▼▼▼
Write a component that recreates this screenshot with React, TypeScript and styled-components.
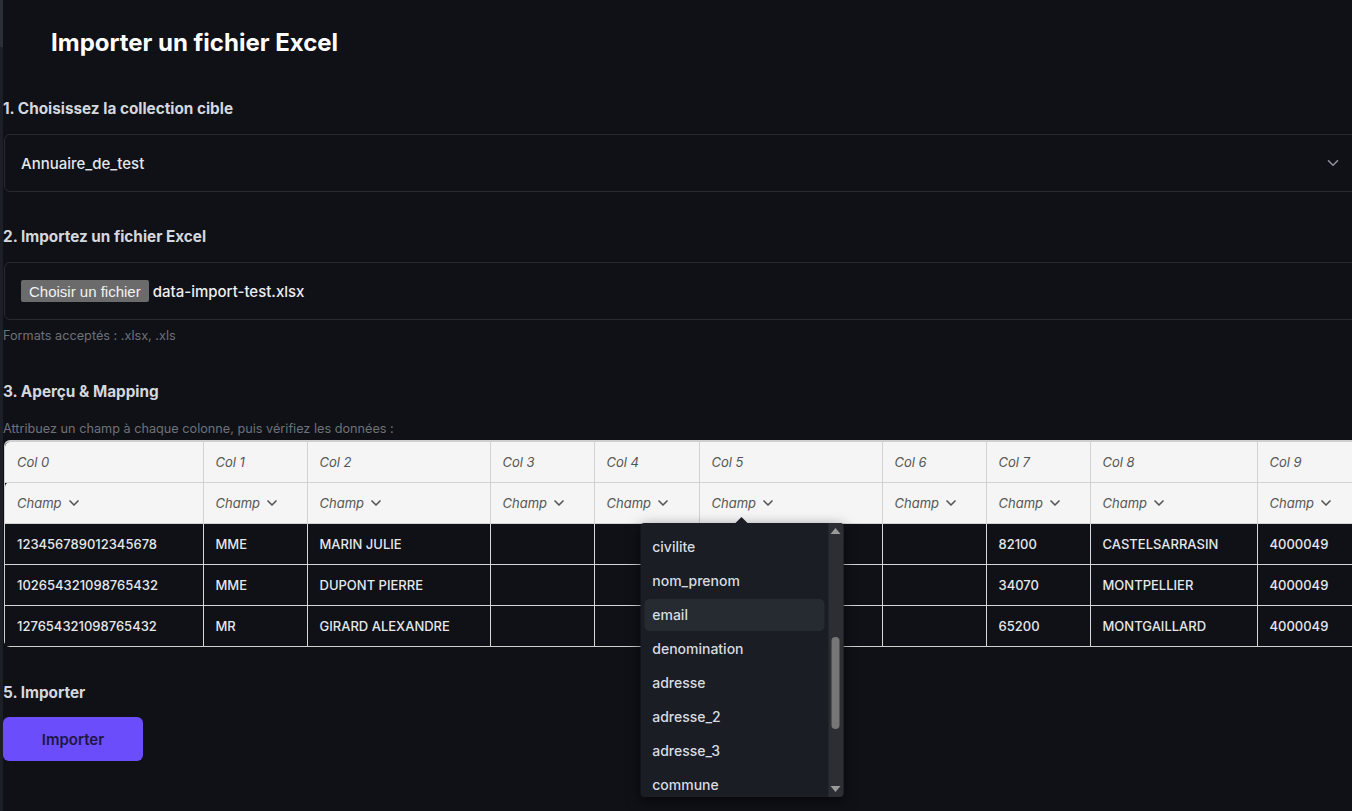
import React from "react";
import styled, { createGlobalStyle } from "styled-components";
import { ChevronDown } from "lucide-react";

const GlobalStyle = createGlobalStyle`
  html, body {
    margin: 0;
    padding: 0;
    background: #0f1117;
    overflow: hidden;
  }
  body {
    font-family: Inter, "Noto Sans", sans-serif;
    color: #d4d8de;
  }
  * { box-sizing: border-box; }
`;

const Page = styled.div`
  display: flex;
  min-height: 811px;
`;

const EdgeStrip = styled.div`
  width: 3px;
  flex: 0 0 3px;
  display: flex;
  flex-direction: column;
  background: #1c1f25;
`;

const EdgeTop = styled.div`
  height: 47px;
  background: #2b2f36;
`;

const Main = styled.main`
  flex: 0 0 1357px;
  width: 1357px;
  display: flex;
  flex-direction: column;
`;

const Title = styled.h1`
  margin: 28px 0 0 48px;
  font-size: 24px;
  line-height: 30px;
  font-weight: 700;
  color: #ffffff;
`;

const StepTitle = styled.h2<{ $top: number }>`
  margin: ${(p) => p.$top}px 0 0 0;
  font-size: 15.3px;
  line-height: 20px;
  font-weight: 700;
  color: #d4d8de;
`;

const Box = styled.div<{ $top: number }>`
  margin: ${(p) => p.$top}px 0 0 1px;
  height: 58px;
  border: 1px solid #262a32;
  border-radius: 6px;
  display: flex;
  align-items: center;
  padding: 0 18px 0 16px;
  background: #0f1117;
`;

const SelectValue = styled.span`
  flex: 1;
  font-size: 15px;
  color: #e5e7eb;
  font-weight: 500;
`;

const SelectChevron = styled(ChevronDown)`
  color: #8b8f98;
  margin-right: -1px;
`;

const FileButton = styled.span`
  display: inline-flex;
  align-items: center;
  height: 22px;
  padding: 0 8px;
  background: #6b6b6b;
  color: #f2f2f2;
  border-radius: 2px;
  font-family: "Liberation Sans", Arial, sans-serif;
  font-size: 15px;
`;

const FileName = styled.span`
  margin-left: 4px;
  font-size: 15px;
  font-weight: 500;
  color: #eeeeee;
`;

const Hint = styled.p<{ $top: number }>`
  margin: ${(p) => p.$top}px 0 0 0;
  font-size: 12.7px;
  line-height: 16px;
  color: #6e7178;
`;

const TableFrame = styled.div`
  margin: 3px 0 0 1px;
  border: 1px solid #cfcfcf;
  border-top-width: 2px;
  border-right: none;
  border-radius: 6px 0 0 6px;
  width: max-content;
`;

const Table = styled.table`
  border-collapse: collapse;
  table-layout: fixed;
`;

const Col = styled.col<{ $w: number }>`
  width: ${(p) => p.$w}px;
`;

const HeadCell = styled.th`
  height: 41px;
  padding: 0 12px;
  background: #f5f5f5;
  border: 1px solid #d2d2d2;
  text-align: left;
  font-weight: 400;
  font-style: italic;
  font-size: 13px;
  color: #555555;
  vertical-align: middle;
  white-space: nowrap;
  tr:first-child > & { border-top: none; height: 40px; }
  &:first-child { border-left: none; border-top-left-radius: 5px; }
`;

const Cell = styled.td`
  height: 41px;
  padding: 0 12px;
  border: 1px solid #d6d6d6;
  font-size: 13px;
  font-weight: 500;
  color: #e5e7eb;
  vertical-align: middle;
  white-space: nowrap;
  background: #0f1117;
  &:first-child { border-left: none; }
  tr:last-child > & { border-bottom: none; }
`;

const Trigger = styled.span`
  position: relative;
  display: inline-flex;
  align-items: center;
  gap: 4px;
`;

const Popover = styled.div`
  position: absolute;
  top: calc(100% + 12px);
  left: 50%;
  transform: translateX(calc(-50% - 2px));
  width: 203px;
  height: 274px;
  background: #1a1d23;
  border-radius: 4px;
  box-shadow: 0 4px 14px rgba(0, 0, 0, 0.55);
  display: flex;
  z-index: 5;
  font-style: normal;
  &::before {
    content: "";
    position: absolute;
    top: -6px;
    left: 50%;
    margin-left: -6px;
    border-left: 6px solid transparent;
    border-right: 6px solid transparent;
    border-bottom: 6px solid #1a1d23;
  }
`;

const OptionList = styled.ul`
  flex: 1;
  margin: 0;
  padding: 8px 4px 0 4px;
  list-style: none;
  overflow: hidden;
  display: flex;
  flex-direction: column;
  gap: 2px;
`;

const Option = styled.li<{ $active?: boolean }>`
  flex: 0 0 32px;
  display: flex;
  align-items: center;
  padding: 0 8px;
  border-radius: 5px;
  font-size: 14px;
  font-weight: 500;
  color: #d8dce2;
  background: ${(p) => (p.$active ? "#262a31" : "transparent")};
`;

const ScrollTrack = styled.div`
  width: 15px;
  flex: 0 0 15px;
  background: #2c2e33;
  border-radius: 0 4px 4px 0;
  display: flex;
  flex-direction: column;
  align-items: center;
`;

const Arrow = styled.div<{ $up?: boolean }>`
  margin: ${(p) => (p.$up ? "5px 0 0" : "auto 0 5px")};
  border-left: 5px solid transparent;
  border-right: 5px solid transparent;
  ${(p) => (p.$up ? "border-bottom" : "border-top")}: 6px solid #9a9a9a;
`;

const Thumb = styled.div`
  margin-top: 103px;
  width: 8px;
  height: 92px;
  border-radius: 4px;
  background: #767676;
`;

const ImportButton = styled.button`
  margin: 14px 0 0 0;
  width: 140px;
  height: 44px;
  border: none;
  border-radius: 6px;
  background: #6c4dfb;
  color: #1d1742;
  font-family: Inter, sans-serif;
  font-size: 15px;
  font-weight: 600;
`;

const widths = [198, 104, 183, 104, 105, 183, 104, 104, 167, 120];

const rows = [
  ["123456789012345678", "MME", "MARIN JULIE", "", "", "", "", "82100", "CASTELSARRASIN", "4000049"],
  ["102654321098765432", "MME", "DUPONT PIERRE", "", "", "", "", "34070", "MONTPELLIER", "4000049"],
  ["127654321098765432", "MR", "GIRARD ALEXANDRE", "", "", "", "", "65200", "MONTGAILLARD", "4000049"],
];

const options = ["civilite", "nom_prenom", "email", "denomination", "adresse", "adresse_2", "adresse_3", "commune"];

export default function App() {
  return (
    <>
      <GlobalStyle />
      <Page>
        <EdgeStrip>
          <EdgeTop />
        </EdgeStrip>
        <Main>
          <Title>Importer un fichier Excel</Title>

          <StepTitle $top={41}>1. Choisissez la collection cible</StepTitle>
          <Box $top={15}>
            <SelectValue>Annuaire_de_test</SelectValue>
            <SelectChevron size={18} strokeWidth={2.2} />
          </Box>

          <StepTitle $top={35}>2. Importez un fichier Excel</StepTitle>
          <Box $top={15}>
            <FileButton>Choisir un fichier</FileButton>
            <FileName>data-import-test.xlsx</FileName>
          </Box>
          <Hint $top={8}>Formats acceptés : .xlsx, .xls</Hint>

          <StepTitle $top={38}>3. Aperçu &amp; Mapping</StepTitle>
          <Hint $top={19}>Attribuez un champ à chaque colonne, puis vérifiez les données :</Hint>
          <TableFrame>
            <Table>
              <colgroup>
                {widths.map((w, i) => (
                  <Col key={i} $w={w} />
                ))}
              </colgroup>
              <thead>
                <tr>
                  {widths.map((_, i) => (
                    <HeadCell key={i}>Col {i}</HeadCell>
                  ))}
                </tr>
                <tr>
                  {widths.map((_, i) => (
                    <HeadCell key={i}>
                      <Trigger>
                        Champ <ChevronDown size={16} strokeWidth={2.5} />
                        {i === 5 && (
                          <Popover>
                            <OptionList>
                              {options.map((o) => (
                                <Option key={o} $active={o === "email"}>
                                  {o}
                                </Option>
                              ))}
                            </OptionList>
                            <ScrollTrack>
                              <Arrow $up />
                              <Thumb />
                              <Arrow />
                            </ScrollTrack>
                          </Popover>
                        )}
                      </Trigger>
                    </HeadCell>
                  ))}
                </tr>
              </thead>
              <tbody>
                {rows.map((r, ri) => (
                  <tr key={ri}>
                    {r.map((c, ci) => (
                      <Cell key={ci}>{c}</Cell>
                    ))}
                  </tr>
                ))}
              </tbody>
            </Table>
          </TableFrame>

          <StepTitle $top={36}>5. Importer</StepTitle>
          <ImportButton>Importer</ImportButton>
        </Main>
      </Page>
    </>
  );
}
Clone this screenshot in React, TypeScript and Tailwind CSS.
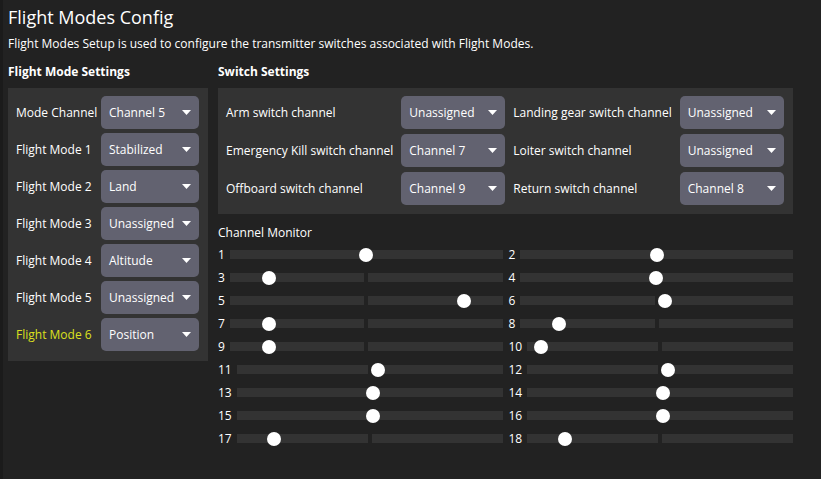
import React from "react";

/* ── Data ───────────────────────────────────────────────────────── */
const FLIGHT_MODES = [
  { label: "Mode Channel", value: "Channel 5" },
  { label: "Flight Mode 1", value: "Stabilized" },
  { label: "Flight Mode 2", value: "Land" },
  { label: "Flight Mode 3", value: "Unassigned" },
  { label: "Flight Mode 4", value: "Altitude" },
  { label: "Flight Mode 5", value: "Unassigned" },
  { label: "Flight Mode 6", value: "Position", active: true },
];

const SWITCHES = [
  ["Arm switch channel", "Unassigned", "Landing gear switch channel", "Unassigned"],
  ["Emergency Kill switch channel", "Channel 7", "Loiter switch channel", "Unassigned"],
  ["Offboard switch channel", "Channel 9", "Return switch channel", "Channel 8"],
];

// knob position as a fraction of the track width, channels 1..18
const CHANNELS = [
  0.5, 0.5, 0.143, 0.496, 0.86, 0.529, 0.143, 0.142, 0.142, 0.051, 0.532, 0.53,
  0.512, 0.51, 0.512, 0.51, 0.142, 0.142,
];

/* ── Combo box ──────────────────────────────────────────────────── */
function Combo({ value, width }: { value: string; width: string }) {
  return (
    <div
      className={`${width} h-[33px] rounded-[5px] bg-[#626270] flex items-center justify-between pl-[8px] pr-[8px] text-white whitespace-nowrap`}
    >
      <span>{value}</span>
      <svg width="9" height="5" viewBox="0 0 9 5" className="shrink-0">
        <polygon points="0,0 9,0 4.5,5" fill="#ffffff" />
      </svg>
    </div>
  );
}

/* ── Channel monitor row ────────────────────────────────────────── */
function ChannelRow({ num, frac }: { num: number; frac: number }) {
  return (
    <div className="h-[23px] flex items-center gap-[5px]">
      <span className="leading-none">{num}</span>
      <div className="relative flex-1 h-[9px] flex gap-[4px]">
        <div className="flex-1 bg-[#333333]" />
        <div className="flex-1 bg-[#333333]" />
        <div
          className="absolute top-1/2 w-[14px] h-[14px] -translate-x-1/2 -translate-y-1/2 rounded-full bg-white"
          style={{ left: `${frac * 100}%` }}
        />
      </div>
    </div>
  );
}

/* ================================================================
   App
   ================================================================ */
export default function App() {
  return (
    <div
      className="w-[821px] h-[479px] overflow-hidden bg-[#222222] text-white text-[12px] border-l-[3px] border-[#1b1b1b] pl-[5px] pt-[5px]"
      style={{ fontFamily: '"Open Sans", "Noto Sans", sans-serif' }}
    >
      <h1 className="text-[18px] leading-[25px]">Flight Modes Config</h1>
      <p className="mt-[5px] leading-[18px] whitespace-nowrap">
        Flight Modes Setup is used to configure the transmitter switches associated with Flight Modes.
      </p>

      <div className="mt-[10px] flex gap-[10px] items-start">
        {/* ── Flight mode settings ──────────────────────────────── */}
        <div className="w-[200px]">
          <h2 className="font-bold leading-[18px]">Flight Mode Settings</h2>
          <div className="mt-[7px] bg-[#333333] pt-[8px] pb-[10px] pl-[8px] pr-[9px] grid grid-cols-[1fr_auto] gap-y-[4px] items-center">
            {FLIGHT_MODES.map((m) => (
              <React.Fragment key={m.label}>
                <span className={`whitespace-nowrap ${m.active ? "text-[#dce01e]" : ""}`}>
                  {m.label}
                </span>
                <Combo value={m.value} width="w-[98px]" />
              </React.Fragment>
            ))}
          </div>
        </div>

        {/* ── Switch settings + monitor ─────────────────────────── */}
        <div className="w-[575px]">
          <h2 className="font-bold leading-[18px]">Switch Settings</h2>
          <div className="mt-[7px] bg-[#333333] pt-[8px] pb-[9px] pl-[8px] pr-[10px] grid grid-cols-[1fr_auto_auto_auto] gap-x-[8px] gap-y-[5px] items-center">
            {SWITCHES.map((row) => (
              <React.Fragment key={row[0]}>
                <span className="whitespace-nowrap">{row[0]}</span>
                <Combo value={row[1]} width="w-[104px]" />
                <span className="whitespace-nowrap">{row[2]}</span>
                <Combo value={row[3]} width="w-[104px]" />
              </React.Fragment>
            ))}
          </div>

          <div className="mt-[10px] leading-[18px]">Channel Monitor</div>
          <div className="mt-[1px] grid grid-cols-2 gap-x-[6px]">
            {CHANNELS.map((f, i) => (
              <ChannelRow key={i} num={i + 1} frac={f} />
            ))}
          </div>
        </div>
      </div>
    </div>
  );
}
▲▲▲
Count the lines in the material above where the string "screenshot" appears, then state only that count.

2